On my birthday, it was expected that I'd solo. So after going back over the basics with CFI Paul, we taxied back to the ramp at GSO where my family was waiting. It was late in the day so most of the guys at the FBO had left work- kept the audience down, thankfully. I had been there in the past when a couple of others had soloed, and the line crew and A&P's were kinda like Olympic judges- "5-9; 5-8; 5-7; 5-8..." etc.

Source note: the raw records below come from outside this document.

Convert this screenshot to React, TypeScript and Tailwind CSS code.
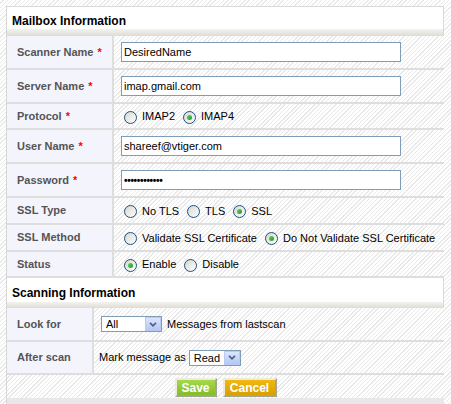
import React from "react";

function Radio({ checked }: { checked?: boolean }) {
  return (
    <span className="relative inline-flex h-[13px] w-[13px] shrink-0 translate-y-[1px] items-center justify-center rounded-full border border-[#1c5180] bg-gradient-to-br from-[#d6d6d0] to-white">
      {checked && <span className="h-[5px] w-[5px] rounded-full bg-gradient-to-br from-[#5fd35a] to-[#1e9a1e]" />}
    </span>
  );
}

function RadioOpt({ label, checked, last }: { label: string; checked?: boolean; last?: boolean }) {
  return (
    <span className={`flex items-center ${last ? "" : "mr-[8px]"}`}>
      <Radio checked={checked} />
      <span className="ml-[5px] text-[11px] leading-[14px] text-black">{label}</span>
    </span>
  );
}

function Select({ value, w }: { value: string; w: string }) {
  return (
    <div className={`flex h-[16px] ${w} shrink-0 items-stretch border border-[#7f9db9] bg-white`}>
      <div className="flex-1 pl-[4px] text-[11px] leading-[14px] text-black">{value}</div>
      <div className="flex w-[16px] items-center justify-center border border-[#b7caf3] bg-gradient-to-b from-[#dbe5fd] to-[#b4c7f4]">
        <svg width="8" height="5" viewBox="0 0 8 5">
          <path d="M1 0.8 L4 3.8 L7 0.8" stroke="#4d6185" strokeWidth="1.7" fill="none" />
        </svg>
      </div>
    </div>
  );
}

function Input({ value, password }: { value: string; password?: boolean }) {
  return (
    <div className="flex h-[20px] w-[280px] items-center border border-[#7f9db9] bg-white pl-[2px] text-[11px] text-black">
      {password ? <span className="text-[10px] font-bold tracking-[-0.3px]">{value}</span> : value}
    </div>
  );
}

function Row({
  label,
  req,
  h,
  lw,
  pl,
  children,
}: {
  label: string;
  req?: boolean;
  h: string;
  lw: string;
  pl: string;
  children: React.ReactNode;
}) {
  return (
    <div className={`flex ${h} border-b-2 border-[#dedede]`}>
      <div className={`flex ${lw} shrink-0 items-center border-r-2 border-[#dedede] bg-[#f4f4fd] pl-[10px] text-[11px] font-bold text-[#555]`}>
        {label}
        {req && <span className="ml-[4px] text-[#ff0000]">*</span>}
      </div>
      <div className={`flex flex-1 items-center ${pl}`}>{children}</div>
    </div>
  );
}

export default function App() {
  return (
    <div className="h-[404px] w-[451px] overflow-hidden bg-[image:repeating-linear-gradient(135deg,#ffffff_0px,#ffffff_2px,#e9e9e9_2px,#e9e9e9_3px)] pl-[6px] pt-[6px] font-['Liberation_Sans',Arial,sans-serif]">
      <div className="w-[438px] border-l border-[#d6d6d6]">
        {/* Mailbox header */}
        <div className="border-r border-t border-[#dadada] bg-white">
          <div className="h-[22px] pl-[5px] pt-[7px] text-[12px] font-bold leading-[14px] text-black">Mailbox Information</div>
          <div className="h-[7px] bg-gradient-to-b from-[#f3f3ef] to-[#dedcd4]" />
        </div>

        <Row label="Scanner Name" req h="h-[34px]" lw="w-[107px]" pl="pl-[7px]">
          <Input value="DesiredName" />
        </Row>
        <Row label="Server Name" req h="h-[34px]" lw="w-[107px]" pl="pl-[7px]">
          <Input value="imap.gmail.com" />
        </Row>
        <Row label="Protocol" req h="h-[26px]" lw="w-[107px]" pl="pl-[10px]">
          <RadioOpt label="IMAP2" />
          <RadioOpt label="IMAP4" checked last />
        </Row>
        <Row label="User Name" req h="h-[34px]" lw="w-[107px]" pl="pl-[7px]">
          <Input value="shareef@vtiger.com" />
        </Row>
        <Row label="Password" req h="h-[34px]" lw="w-[107px]" pl="pl-[7px]">
          <Input value="••••••••••••" password />
        </Row>
        <Row label="SSL Type" h="h-[27px]" lw="w-[107px]" pl="pl-[10px]">
          <RadioOpt label="No TLS" />
          <RadioOpt label="TLS" />
          <RadioOpt label="SSL" checked last />
        </Row>
        <Row label="SSL Method" h="h-[27px]" lw="w-[107px]" pl="pl-[10px]">
          <RadioOpt label="Validate SSL Certificate" />
          <RadioOpt label="Do Not Validate SSL Certificate" checked last />
        </Row>
        <Row label="Status" h="h-[26px]" lw="w-[107px]" pl="pl-[10px]">
          <RadioOpt label="Enable" checked />
          <RadioOpt label="Disable" last />
        </Row>

        {/* Scanning header */}
        <div className="border-r border-[#dadada] bg-white">
          <div className="h-[24px] pl-[5px] pt-[8px] text-[12px] font-bold leading-[14px] text-black">Scanning Information</div>
          <div className="h-[6px] bg-gradient-to-b from-[#f3f3ef] to-[#dedcd4]" />
        </div>

        <Row label="Look for" h="h-[34px]" lw="w-[87px]" pl="pl-[7px]">
          <Select value="All" w="w-[61px]" />
          <span className="ml-[5px] text-[11px] text-black">Messages from lastscan</span>
        </Row>
        <Row label="After scan" h="h-[33px]" lw="w-[87px]" pl="pl-[5px]">
          <span className="mr-[3px] text-[11px] text-black">Mark message as</span>
          <Select value="Read" w="w-[52px]" />
        </Row>

        <div className="flex h-[23px] justify-center gap-[6px] pt-[3px]">
          <div className="flex h-[19px] w-[42px] items-center justify-center border-2 border-b-[#a3a396] border-l-[#eeebdc] border-r-[#a3a396] border-t-[#eeebdc] bg-gradient-to-b from-[#a6d84c] to-[#84bd22] text-[12px] font-bold text-white">
            Save
          </div>
          <div className="flex h-[19px] w-[54px] items-center justify-center border-2 border-b-[#a3a396] border-l-[#eeebdc] border-r-[#a3a396] border-t-[#eeebdc] bg-gradient-to-b from-[#f0b90f] to-[#d9a000] text-[12px] font-bold text-white">
            Cancel
          </div>
        </div>
        <div className="h-[6px] bg-[#e8e8e8]" />
      </div>
    </div>
  );
}
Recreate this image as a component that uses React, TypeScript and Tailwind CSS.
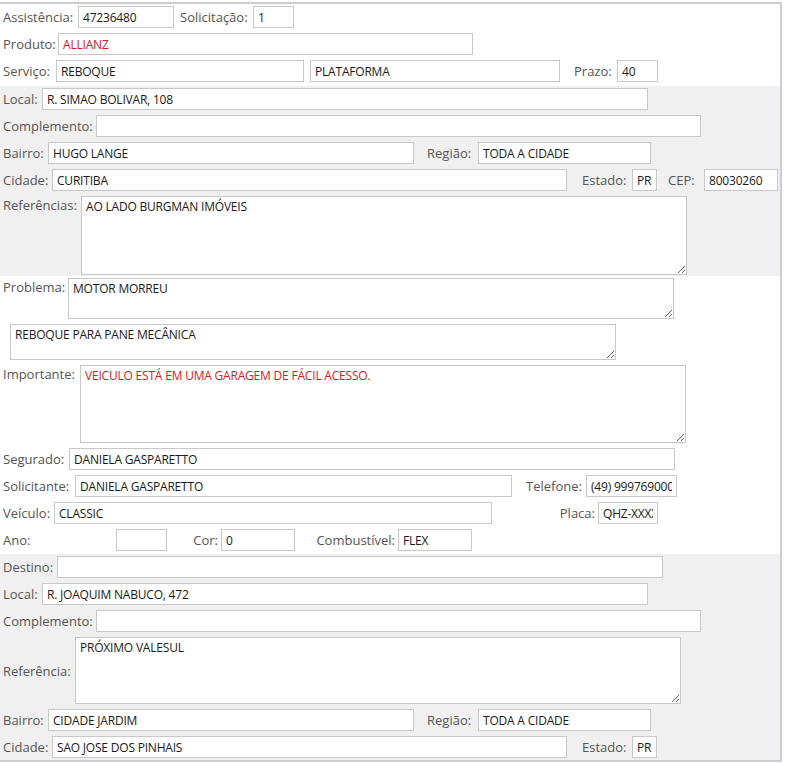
import React from "react";

type LP = { w: string; children?: React.ReactNode; cls?: string };
const Label = ({ w, children, cls = "" }: LP) => (
  <span className={`shrink-0 whitespace-nowrap text-[13px] leading-[18px] text-[#555555] ${w} ${cls}`}>{children}</span>
);

type IP = { w: string; v?: string; red?: boolean; cls?: string };
const Inp = ({ w, v = "", red, cls = "" }: IP) => (
  <input
    readOnly
    defaultValue={v}
    className={`h-[22px] shrink-0 border border-[#c8c8c8] bg-white px-[4px] text-[12px] tracking-[-0.2px] outline-none ${red ? "text-[#e3141c]" : "text-[#1a1a1a]"} ${w} ${cls}`}
  />
);

type TP = { w: string; h: string; v?: string; red?: boolean };
const Area = ({ w, h, v = "", red }: TP) => (
  <textarea
    readOnly
    defaultValue={v}
    className={`shrink-0 border border-[#c8c8c8] bg-white px-[4px] py-[2px] text-[12px] leading-[16px] tracking-[-0.2px] outline-none ${red ? "text-[#e3141c]" : "text-[#1a1a1a]"} ${w} ${h}`}
  />
);

const Row = ({ children, top }: { children: React.ReactNode; top?: boolean }) => (
  <div className={`flex pl-[3px] ${top ? "items-start" : "items-center h-[22px]"}`}>{children}</div>
);

export default function App() {
  return (
    <div className="font-['Open_Sans',sans-serif] bg-white">
      <div className="mt-[2px] w-[782px] border-t-2 border-r-2 border-b-2 border-[#c9ced4]">
        {/* Section A */}
        <div className="flex flex-col gap-[5px] bg-white pt-[2px] pb-[4px]">
          <Row>
            <Label w="w-[75px]">Assistência:</Label>
            <Inp w="w-[96px]" v="47236480" />
            <Label w="w-[73px]" cls="ml-[6px]">Solicitação:</Label>
            <Inp w="w-[41px]" v="1" />
          </Row>
          <Row>
            <Label w="w-[55px]">Produto:</Label>
            <Inp w="w-[415px]" v="ALLIANZ" red />
          </Row>
          <Row>
            <Label w="w-[53px]">Serviço:</Label>
            <Inp w="w-[248px]" v="REBOQUE" />
            <Inp w="w-[250px]" v="PLATAFORMA" cls="ml-[6px]" />
            <Label w="w-[43px]" cls="ml-[14px]">Prazo:</Label>
            <Inp w="w-[41px]" v="40" />
          </Row>
        </div>

        {/* Section B */}
        <div className="flex flex-col gap-[5px] bg-[#f0f0f0] pt-[2px] pb-[1px]">
          <Row>
            <Label w="w-[39px]">Local:</Label>
            <Inp w="w-[606px]" v="R. SIMAO BOLIVAR, 108" />
          </Row>
          <Row>
            <Label w="w-[93px]">Complemento:</Label>
            <Inp w="w-[605px]" />
          </Row>
          <Row>
            <Label w="w-[45px]">Bairro:</Label>
            <Inp w="w-[366px]" v="HUGO LANGE" />
            <Label w="w-[51px]" cls="ml-[13px]">Região:</Label>
            <Inp w="w-[173px]" v="TODA A CIDADE" />
          </Row>
          <Row>
            <Label w="w-[49px]">Cidade:</Label>
            <Inp w="w-[515px]" v="CURITIBA" />
            <Label w="w-[50px]" cls="ml-[15px]">Estado:</Label>
            <Inp w="w-[25px]" v="PR" cls="px-[3px]" />
            <Label w="w-[36px]" cls="ml-[11px]">CEP:</Label>
            <Inp w="w-[74px]" v="80030260" />
          </Row>
          <Row top>
            <Label w="w-[78px]">Referências:</Label>
            <Area w="w-[606px]" h="h-[79px]" v="AO LADO BURGMAN IMÓVEIS" />
          </Row>
        </div>

        {/* Section C */}
        <div className="flex flex-col gap-[5px] bg-white pt-[2px] pb-[3px]">
          <Row top>
            <Label w="w-[65px]">Problema:</Label>
            <Area w="w-[606px]" h="h-[41px]" v="MOTOR MORREU" />
          </Row>
          <div className="flex pl-[10px]">
            <Area w="w-[606px]" h="h-[36px]" v="REBOQUE PARA PANE MECÂNICA" />
          </div>
          <Row top>
            <Label w="w-[77px]">Importante:</Label>
            <Area w="w-[606px]" h="h-[78px]" v="VEICULO ESTÁ EM UMA GARAGEM DE FÁCIL ACESSO." red />
          </Row>
          <Row>
            <Label w="w-[66px]">Segurado:</Label>
            <Inp w="w-[606px]" v="DANIELA GASPARETTO" />
          </Row>
          <Row>
            <Label w="w-[72px]">Solicitante:</Label>
            <Inp w="w-[437px]" v="DANIELA GASPARETTO" />
            <Label w="w-[60px]" cls="ml-[14px]">Telefone:</Label>
            <Inp w="w-[91px]" v="(49) 999769000" />
          </Row>
          <Row>
            <Label w="w-[51px]">Veículo:</Label>
            <Inp w="w-[438px]" v="CLASSIC" />
            <Label w="w-[106px]" cls="text-right pr-[3px]">Placa:</Label>
            <Inp w="w-[60px]" v="QHZ-XXXX" />
          </Row>
          <Row>
            <Label w="w-[113px]">Ano:</Label>
            <Inp w="w-[51px]" />
            <Label w="w-[54px]" cls="text-right pr-[3px]">Cor:</Label>
            <Inp w="w-[74px]" v="0" />
            <Label w="w-[103px]" cls="text-right pr-[3px]">Combustível:</Label>
            <Inp w="w-[74px]" v="FLEX" />
          </Row>
        </div>

        {/* Section D */}
        <div className="flex flex-col gap-[5px] bg-[#f0f0f0] pt-[2px] pb-[2px]">
          <Row>
            <Label w="w-[54px]">Destino:</Label>
            <Inp w="w-[606px]" />
          </Row>
          <Row>
            <Label w="w-[39px]">Local:</Label>
            <Inp w="w-[606px]" v="R. JOAQUIM NABUCO, 472" />
          </Row>
          <Row>
            <Label w="w-[93px]">Complemento:</Label>
            <Inp w="w-[605px]" />
          </Row>
          <div className="flex items-center pl-[3px]">
            <Label w="w-[72px]">Referência:</Label>
            <Area w="w-[606px]" h="h-[67px]" v="PRÓXIMO VALESUL" />
          </div>
          <Row>
            <Label w="w-[45px]">Bairro:</Label>
            <Inp w="w-[366px]" v="CIDADE JARDIM" />
            <Label w="w-[51px]" cls="ml-[13px]">Região:</Label>
            <Inp w="w-[173px]" v="TODA A CIDADE" />
          </Row>
          <Row>
            <Label w="w-[49px]">Cidade:</Label>
            <Inp w="w-[515px]" v="SAO JOSE DOS PINHAIS" />
            <Label w="w-[50px]" cls="ml-[15px]">Estado:</Label>
            <Inp w="w-[25px]" v="PR" cls="px-[3px]" />
          </Row>
        </div>
      </div>
    </div>
  );
}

Paul signed the log, hopped out after reminding me it was 3 full stops, then return to the ramp. Sure thing! Like all the rest of you, that 150hp Mouseketeer sure flew better without him. Off I went, thrilled inside but trying to act sober and responsible with the task at hand- the radio was no problem for me, and the tower cleared me as usual. The first two landings & takeoffs were uneventful, but after the third, tower advised a Beech 18 was inbound nordo and squawking emergency, so they asked me to extend downwind while they worked him. No problemo and I'll stay on frequency til called. I puttered along holding heading, motoring over Greensboro eastbound as the sun began to get close to the horizon behind me. I figured I'd get called any moment, but now lights started popping on down below as I neared Burlington. Just then ATC called apologizing that they had me out there so far and that I needed to reverse course. I thought you guys had forgotten about me, I said. The controller (one I didn't know) told me that my dad had just come up to the tower to find out just WTH they were doing with me and it was getting dark and did they know they had a stupident on his first solo out there! So I fired up the nav lites and back I came, landed ok, taxied to the ramp, got my shirttail removed (it was a relief- I was really sweating a lot- more than I realized, and that rush of cool air on my back was sure nice- it was Mid-June) almost getting to log night flight in addition to solo.

Now my next challenge was getting past my driver's license test so Mom wouldn't have to take me to the airport to fly...but that wouldn't come for another couple of weeks- after all, I wuz a pilot now!

I enjoyed thinking about this event again and reliving it to an extent. Thanks for asking.